The difference between cheap vs inexpensive filmmaking isn’t about how much money you spend. It’s about how and when you make your decisions. And more often than not, the point where films quietly fall apart is pre-production.


Cheap vs Inexpensive Filmmaking: What’s the Difference?


In filmmaking, cheap and inexpensive are not the same thing.


  • Cheap filmmaking cuts corners without thinking through the consequences.

  • Inexpensive filmmaking makes intentional choices that respect limitations while protecting quality.


Cheap filmmaking is reactive. Inexpensive filmmaking is strategic. That distinction matters most before the camera ever rolls.


Why Pre-Production Determines Whether a Film Looks Cheap

Pre-production is where filmmakers decide what the project can realistically support. When those decisions are rushed (or skipped entirely) the result is usually a film that feels under-rehearsed, under-planned, and visually inconsistent.


Common pre-production mistakes that make films look cheap include:

  • Writing scripts that exceed the available budget

  • Skipping rehearsals to “save time”

  • Locking locations without understanding their limitations

  • Relying on “fix it in post” solutions

  • Overloading one person with too many crew roles


None of these issues are caused by low budgets. They’re caused by poor planning.


Writing for Your Budget Instead of Fighting It

One of the clearest examples of inexpensive filmmaking starts at the script level. When filmmakers write stories that demand resources they don’t have, they’re setting themselves up for compromises that show on screen.
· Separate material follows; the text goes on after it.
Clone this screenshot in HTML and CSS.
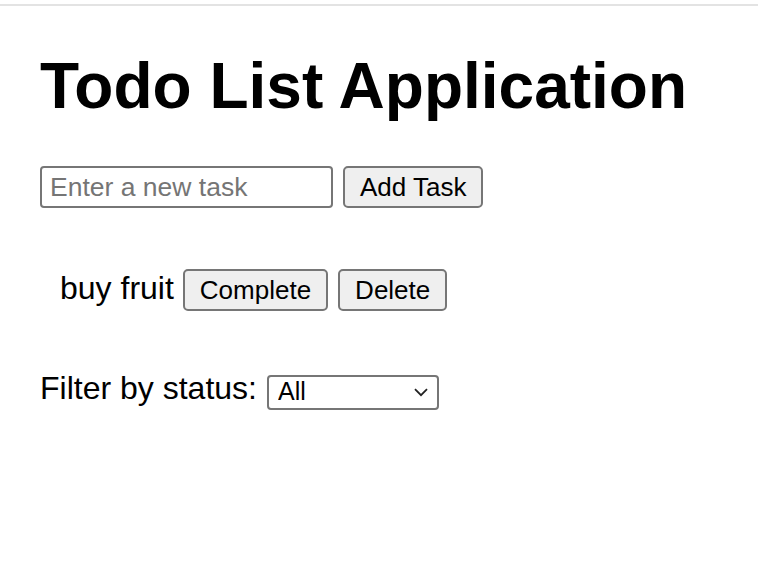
FILE: index.html
```html
<!DOCTYPE html>
<html>
<head>
<meta charset="utf-8">
<link rel="stylesheet" href="styles.css">
</head>
<body>
<div class="topline"></div>
<main class="app">
  <h1 class="title">Todo List Application</h1>
  <div class="add-row">
    <input class="task-input" type="text" placeholder="Enter a new task">
    <button class="btn">Add Task</button>
  </div>
  <ul class="todo-list">
    <li class="todo-item">
      <span class="todo-text">buy fruit</span>
      <button class="btn">Complete</button>
      <button class="btn">Delete</button>
    </li>
  </ul>
  <div class="filter-row">
    <label class="filter-label" for="filter">Filter by status:</label>
    <div class="select-wrap">
      <select id="filter" class="filter-select">
        <option>All</option>
        <option>Completed</option>
        <option>Incomplete</option>
      </select>
      <svg class="chevron" width="14" height="9" viewBox="0 0 14 9"><path d="M1 1.2 L7 7.2 L13 1.2" fill="none" stroke="#222" stroke-width="1.8"/></svg>
    </div>
  </div>
</main>
</body>
</html>
```

FILE: styles.css
```css
html, body {
  margin: 0;
  padding: 0;
  background: #ffffff;
}
body {
  font-family: "Liberation Sans", Arial, Helvetica, sans-serif;
  color: #000;
}
.topline {
  margin-top: 4px;
  height: 2px;
  background: #e3e3e3;
}
.app {
  padding-left: 40px;
  display: flex;
  flex-direction: column;
  align-items: flex-start;
}
.title {
  margin: 43px 0 0 0;
  font-size: 64px;
  line-height: 74px;
  font-weight: bold;
}
.add-row {
  margin-top: 43px;
  display: flex;
  align-items: center;
  gap: 10px;
}
.task-input {
  box-sizing: border-box;
  width: 293px;
  height: 42px;
  margin: 0;
  padding: 0 8px;
  border: 2px solid #767676;
  border-radius: 4px;
  font-family: inherit;
  font-size: 26.5px;
  color: #000;
  background: #fff;
  outline: none;
}
.task-input::placeholder {
  color: #757575;
}
.btn {
  box-sizing: border-box;
  height: 42px;
  margin: 0;
  padding: 0 15px;
  border: 2px solid #767676;
  border-radius: 5px;
  background: #efefef;
  font-family: inherit;
  font-size: 26px;
  color: #000;
}
.todo-list {
  list-style: none;
  margin: 61px 0 0 0;
  padding: 0 0 0 20px;
}
.todo-item {
  display: flex;
  align-items: baseline;
}
.todo-text {
  font-size: 32px;
  margin-right: 9px;
}
.todo-item .btn + .btn {
  margin-left: 10px;
}
.filter-row {
  margin-top: 59px;
  display: flex;
  align-items: flex-start;
  gap: 10px;
}
.filter-label {
  font-size: 32px;
  line-height: 37px;
}
.select-wrap {
  position: relative;
  display: flex;
  margin-top: 5px;
}
.filter-select {
  appearance: none;
  -webkit-appearance: none;
  box-sizing: border-box;
  width: 172px;
  height: 35px;
  margin: 0;
  padding: 0 0 3px 9px;
  border: 2px solid #767676;
  border-radius: 4px;
  background: #fff;
  font-family: inherit;
  font-size: 25px;
  color: #000;
}
.chevron {
  position: absolute;
  left: 147px;
  top: 13px;
  pointer-events: none;
}
```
A classic example is Monty Python and the Holy Grail, which famously replaced horses with coconuts when the budget didn’t allow for animals. Instead of hiding the limitation, the filmmakers built it into the story, turning a constraint into one of the film’s most memorable creative choices.


That’s inexpensive filmmaking: adapting the idea before production, not patching problems afterward.


When DIY Solutions Hurt More Than They Help

“Inexpensive” doesn’t automatically mean “DIY everything.”


While creative problem-solving can elevate a low-budget film, some shortcuts introduce new problems; especially with camera movement, sound, and lighting. Cheap gear solutions that create noise, instability, or unusable footage often end up costing more time and money in post-production than they save on set.


Inexpensive filmmaking means choosing solutions that actually support the final product, not just the budget spreadsheet.


Collaboration Is a Cost-Saving Strategy

Another major difference between cheap film and an inexpensive one is how filmmakers work with people. Cheap filmmaking often relies on overpromising, underdelivering, or asking collaborators to “figure it out.”


Inexpensive filmmaking prioritizes:

  • Clear communication

  • Honest expectations

  • Collaboration over control

  • Respect for everyone’s time and expertise


When cast and crew understand the plan, and are invited into the creative process, projects move faster, smoother, and with fewer costly mistakes.


Planning Is What Makes Low-Budget Films Look Intentional

Audiences can forgive simplicity. What they notice immediately is confusion, inconsistency, and lack of intention.


Strong pre-production allows filmmakers to:

  • Focus resources where they matter most

  • Avoid preventable mistakes

  • Reduce stress on set

  • Make confident creative choices

  • Deliver films that feel cohesive instead of compromised


That’s the heart of cheap vs inexpensive filmmaking: not how much money you have, but how thoughtfully you prepare.